The ambiguous ending was rather bold for a 1950s American science fiction movie. Verne’s novel had an ambiguous ending as well but that’s because Verne intended a sequel (and in fact he published the sequel in 1870).
It’s fun seeing Joseph Cotten getting to play a character who is almost an action hero. On naturally expects George Sanders to be the villain but he isn’t, not really. He has what seem to him to be perfectly valid moral reasons for opposing Barbicane every step of the way. The movie does make an attempt to give both sides of the argument a hearing although we are presumably intended to favour the views of the hero Barbicane. Sanders might have been more fun as a stock villain but he does a reasonably job of making Nicholl an interesting character.
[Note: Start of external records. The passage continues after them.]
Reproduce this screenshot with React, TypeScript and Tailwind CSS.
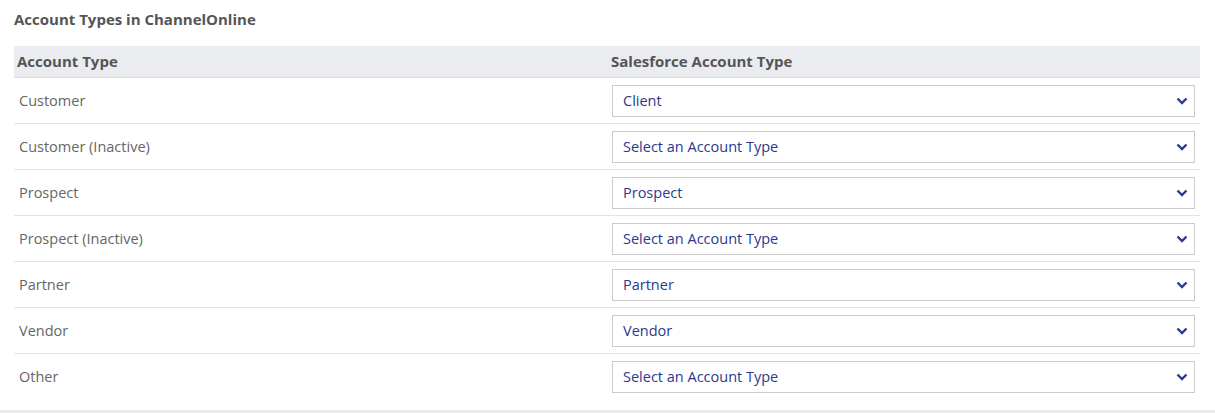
import React from "react";

const rows: { label: string; value: string }[] = [
  { label: "Customer", value: "Client" },
  { label: "Customer (Inactive)", value: "Select an Account Type" },
  { label: "Prospect", value: "Prospect" },
  { label: "Prospect (Inactive)", value: "Select an Account Type" },
  { label: "Partner", value: "Partner" },
  { label: "Vendor", value: "Vendor" },
  { label: "Other", value: "Select an Account Type" },
];

const Chevron = () => (
  <svg width="12" height="8" viewBox="0 0 12 8" className="shrink-0">
    <path d="M1.5 1.5 L6 6 L10.5 1.5" fill="none" stroke="#2b3990" strokeWidth="2.4" />
  </svg>
);

export default function App() {
  return (
    <div className="w-[1215px] h-[413px] bg-white font-['Open_Sans',sans-serif] text-[14.5px] flex flex-col">
      <div className="flex-1 px-[14px]">
        {/* title */}
        <h2 className="pt-[8px] h-[46px] text-[15px] font-bold text-[#555]">Account Types in ChannelOnline</h2>
        <div className="w-[1186px]">
          {/* header */}
          <div className="grid grid-cols-[597px_1fr] h-[32px] items-center bg-[#ebecf0] border-b border-[#dcdcdc] text-[15px] font-bold text-[#555]">
            <span className="pl-[3px]">Account Type</span>
            <span>Salesforce Account Type</span>
          </div>
          {rows.map((r, i) => (
            <div
              key={r.label}
              className={`grid grid-cols-[598px_1fr] h-[46px] items-center ${i < rows.length - 1 ? "border-b border-[#e2e2e2]" : ""}`}
            >
              <span className="pl-[5px] text-[#666]">{r.label}</span>
              <div className="w-[583px] h-[32px] border border-[#cccccc] flex items-center justify-between pl-[10px] pr-[6px] text-[#2b3990]">
                <span>{r.value}</span>
                <Chevron />
              </div>
            </div>
          ))}
        </div>
      </div>
      <div className="h-[3px] bg-[#ebebeb]" />
    </div>
  );
}
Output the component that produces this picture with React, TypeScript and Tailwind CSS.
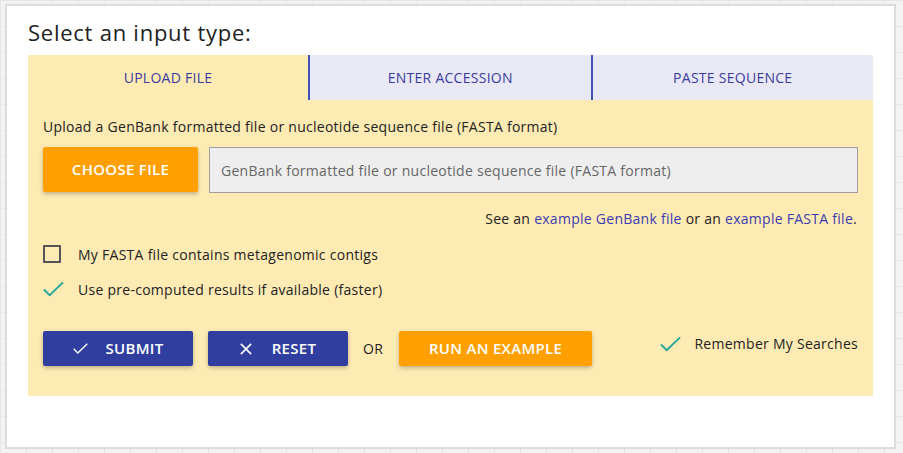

And of course any adaptation of a Verne novel is going to have a steampunk feel, even if that term was not to be coined until decades after this particular movie was made. And in fact this movie has a delightful steampunk vibe to it. I especially like the fact that the crew of the spacecraft don’t have to worry about weightlessness because they have a gyroscope. And they have what appears to be a primitive nuclear reactor, even though it was built in a laboratory lighted by candles and oil lamps. It’s a wonderful blend of Victorian and 1950s technology, all quite fanciful and all the more fun for that very reason.
All in all this is one of the more interesting 1950s Hollywood science fiction movies, and it’s in Technicolor and looks rather nifty.
This production also has historical interest as marking more or less the end of the road for RKO Radio Pictures.